The British state designed devolution to keep the Scottish administration under its control. It was given no real powers and no independent media. Tony Blair was right that it worked. Should the SNP demonstrate any recalcitrance, Westminster could yank its chain to remind it who was master.

Even if a pro-independence party had won each of the 57 seats in Scotland – reduced from 59 – Scotland’s voice would still be drowned out by 543 – increased from 533 – English MPs.

That’s how this Union works. The Westminster Parliament was intended to muzzle and marginalise Scotland.
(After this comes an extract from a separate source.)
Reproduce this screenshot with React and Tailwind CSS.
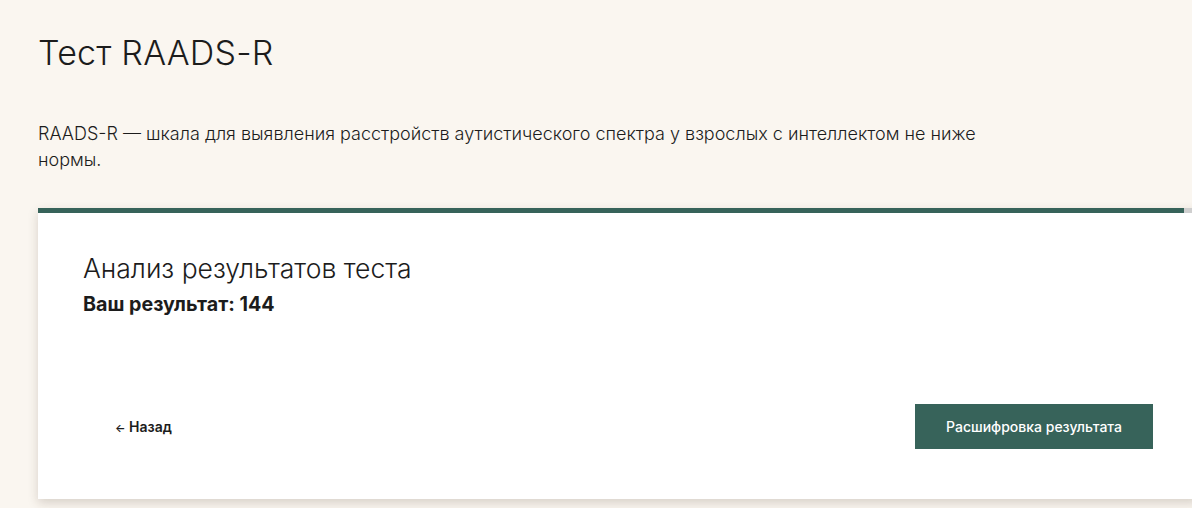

Daniel Defoe, the author of Robinson Crusoe, was also an English spy sent to Scotland to push for a Union with England.

When he succeeded, he wrote: “The Scots will be allowed to send to Westminster, a handful of men who will make no weight whatever. They will be allowed to sit there for form’s sake to be laughed at.”

He was right. In 2015, the SNP should have taken a leaf out of Sinn Féin’s book and boycotted Westminster when it had 56 seats.

What can be done? The Scottish people must recognise that the Claim of Right 1689 says they are sovereign over parliament which means they are in charge. This is at odds with England’s Bill of Rights 1689 which asserts parliamentary sovereignty over the people.

Because the two constitutional positions are incompatible, the Act of Union made the Claim of Right a condition of the treaty in perpetuity. Westminster acknowledged this in 2018. So, the Scottish people must assert their sovereignty and bend the all-too-flexible politicians to their will.

That’s the challenge. When English Labour fails miserably to deliver the “change” they are promising, the Scottish People should finally flex the power they’ve had all along.

Leah Gunn Barrett

Edinburgh

IT is disappointing that in criticising the excellent letter of Winifred McCartney (Letters, June 29), John Baird (Letters, July 2) seeks to justify his attack on the SNP by repeating Unionist propaganda – including derogatory language – in falsely equating the Scottish Government’s financial failings with those of the UK Government.

Of course, like all governments around the world, the Scottish Government could have done better in spending public money, but the £10 billion scandalously wasted by the UK Government on PPE alone (and for which the public has received nothing, except ashes, in return, while rich Tory party friends and donors profited) would have paid for 50 dual-fuel ferries. Even if one were to obligingly ignore the catastrophic financial consequences of the Liz Truss Budget, a conservative estimate of profligate expenditure under the Tories is in excess of a hundred billion (not million) pounds which equates to the building of more than 500 ferries.

In other words, while the SNP in government have made mistakes and must improve their performance, at least those mistakes were seemingly made with good intentions (such as the aim of reinvigorating shipbuilding on the Clyde as well as better serving our island communities) and relatively amount to a small fraction of the cost, even just to Scotland, of demonstrably bad decisions made at Westminster.

(Image: Pixabay)

As long as advocates for self-determination don’t provide appropriate context, including the moral perspective, in comparing the relative performances of the Scottish and UK Governments, regrettably a large number of “undecideds” will remain unconvinced of the merits of independence in spite of the many compelling arguments.